Recall that the incremental revenue for most of these new transactions comes at a lower-than-average revenue yield. Other revenue grew 29%, driven by the acquisition of Access Prepaid, which anniversaried at the beginning of April, as well as other non-volume-related fees. Finally, rebates and incentives increased 24%, driven by the impact of new and renewed deals, as well as strong volume growth. Moving to page seven for some detail on expenses. Within total operating expenses, you see that general and administrative expenses increased 17%. Five percentage points of this growth came from the inclusion of Access Prepaid. The remaining 12 percentage points primarily came from the investment in strategic growth initiatives. Advertising and marketing expense was actually 3% lower than last year's first quarter, mainly due to the impact of foreign currency.
Depreciation and amortization increased about 30% due to the amortization of intangible assets from Access Prepaid and increased capitalized software associated with our strategic projects. Turning now to slide eight, let's discuss 2012, starting with an update of what we have seen for the second quarter through April 28. Our cross-border volumes grew about 18% globally, in line with the growth that we saw in the first quarter. This was driven by continued healthy growth in all regions. In April, our U.S. processed volume proxy for GDV grew about 10%. This is somewhat lower than the 15% we saw in the first quarter, largely due to the impact of the extra day in the quarter leap year, the tax refund programs that we've seen in the first quarter, and the lapping of new business wins. Processed volume growth outside of the U.S.
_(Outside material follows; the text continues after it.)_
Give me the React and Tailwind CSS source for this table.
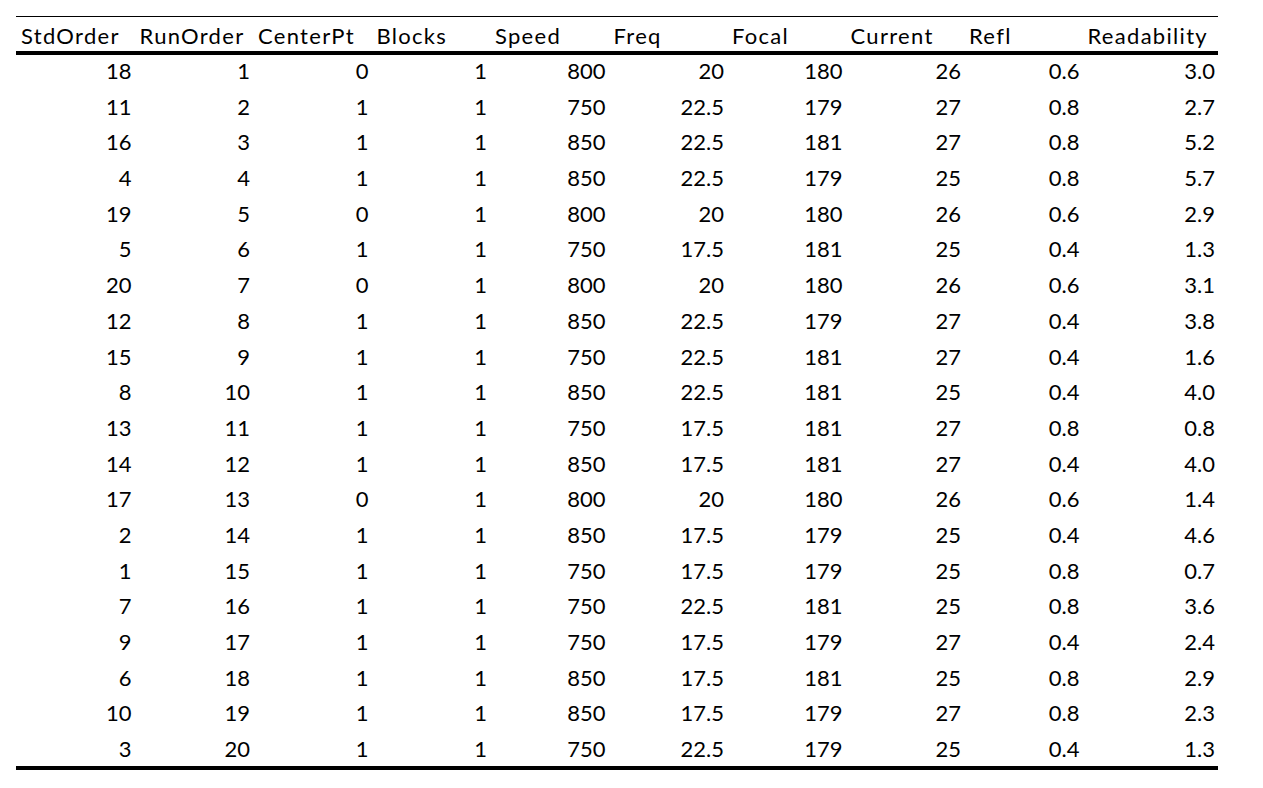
import React from "react";

const headers = ["StdOrder", "RunOrder", "CenterPt", "Blocks", "Speed", "Freq", "Focal", "Current", "Refl", "Readability"];

const rows = [
  ["18", "1", "0", "1", "800", "20", "180", "26", "0.6", "3.0"],
  ["11", "2", "1", "1", "750", "22.5", "179", "27", "0.8", "2.7"],
  ["16", "3", "1", "1", "850", "22.5", "181", "27", "0.8", "5.2"],
  ["4", "4", "1", "1", "850", "22.5", "179", "25", "0.8", "5.7"],
  ["19", "5", "0", "1", "800", "20", "180", "26", "0.6", "2.9"],
  ["5", "6", "1", "1", "750", "17.5", "181", "25", "0.4", "1.3"],
  ["20", "7", "0", "1", "800", "20", "180", "26", "0.6", "3.1"],
  ["12", "8", "1", "1", "850", "22.5", "179", "27", "0.4", "3.8"],
  ["15", "9", "1", "1", "750", "22.5", "181", "27", "0.4", "1.6"],
  ["8", "10", "1", "1", "850", "22.5", "181", "25", "0.4", "4.0"],
  ["13", "11", "1", "1", "750", "17.5", "181", "27", "0.8", "0.8"],
  ["14", "12", "1", "1", "850", "17.5", "181", "27", "0.4", "4.0"],
  ["17", "13", "0", "1", "800", "20", "180", "26", "0.6", "1.4"],
  ["2", "14", "1", "1", "850", "17.5", "179", "25", "0.4", "4.6"],
  ["1", "15", "1", "1", "750", "17.5", "179", "25", "0.8", "0.7"],
  ["7", "16", "1", "1", "750", "22.5", "181", "25", "0.8", "3.6"],
  ["9", "17", "1", "1", "750", "17.5", "179", "27", "0.4", "2.4"],
  ["6", "18", "1", "1", "850", "17.5", "181", "25", "0.8", "2.9"],
  ["10", "19", "1", "1", "850", "17.5", "179", "27", "0.8", "2.3"],
  ["3", "20", "1", "1", "750", "22.5", "179", "25", "0.4", "1.3"],
];

export default function App() {
  return (
    <div className="w-[1263px] h-[788px] bg-white text-black font-['Lato',_'Liberation_Sans',_sans-serif] text-[22px]">
      <div className="pt-[16px] pl-[16px]">
        <div className="w-[1202px] border-t border-black border-b-[4px]">
          <div className="grid grid-cols-[repeat(9,118.5px)_135.5px] h-[34px] border-b-[4px] border-black box-content">
            {headers.map((h) => (
              <div key={h} className="pl-[5px] pt-[4px] leading-[30px] tracking-[1.3px] whitespace-nowrap">
                {h}
              </div>
            ))}
          </div>
          {rows.map((r, i) => (
            <div
              key={i}
              className={
                i === rows.length - 1
                  ? "grid grid-cols-[repeat(9,118.5px)_135.5px] h-[32.7px] overflow-visible"
                  : "grid grid-cols-[repeat(9,118.5px)_135.5px] h-[35.7px]"
              }
            >
              {r.map((v, j) => (
                <div key={j} className="text-right pr-[3px] leading-[31.7px] whitespace-nowrap">
                  {v}
                </div>
              ))}
            </div>
          ))}
        </div>
      </div>
    </div>
  );
}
was just above 16%, slightly below the 19% growth that we saw in the first quarter, primarily due to the leap year. In Europe, which I know is of particular interest to many of you, processed volume growth softened slightly by a couple of percentage points. Globally, processed transaction growth was about 32% and reflects the impact of U.S. debit rule changes, as well as the continued roll-on of domestic transactions in the Netherlands. Based on what we see now, let me give you some thoughts for full-year 2012. We had a good start of the year, though we do not expect the first quarter net revenue growth rate to be the run rate for the balance of the year.
In addition to the items I just mentioned, which benefited Q1 versus April, there are several other factors that you should keep in mind: the anniversary of the Access Prepaid acquisition, the lapping of our April 2011 pricing, and the expected timing of new and renewed deals over the balance of the year. We also have generally tougher comps in the next three quarters, given the very strong revenue growth we saw in the last nine months of 2011. Q1 saw consumer confidence at decent levels, as Ajay told you, and this is an economic indicator that we're watching very carefully, particularly in the U.S. and Europe. You should keep this in mind as you're looking out over the rest of the year.
Assuming the euro trades around the 1.30 level and the Brazilian real around the 1.75 level for the rest of the year, we continue to expect about a 2% to 3% point headwind to as-reported net revenue, net income, and EPS growth for full-year 2012. Based on our current plans for 2012 strategic investments, we continue to believe that we might have an opportunity to deliver some operating margin expansion this year. However, the amount of any improvement will depend on several factors, including global economic conditions and investment opportunities that might surface during the year. Our plans currently call for G&A growing at a higher rate than advertising and marketing expense. We also expect our depreciation and amortization to grow by roughly $30 million this year as a result of our strategic investment activity.
As I said at a conference earlier this year, other income and expense should be negative for the year, driven by anticipated equity losses associated with the two Telefónica joint ventures in Latin America, which are typical in the early stages of many joint ventures, especially in these new spaces. Also, remember that our cash is held in extremely safe and liquid investments, which currently offer de minimis yields. Turning to the tax rate, we now believe that we could see a full-year tax rate of around 31% versus our previous expectation of slightly below 32%. This is due to certain tax planning initiatives from which we expect to recognize some benefits that were not previously anticipated, along with the likelihood that some local tax examinations could result in a one-time benefit to our 2012 full-year effective tax rate.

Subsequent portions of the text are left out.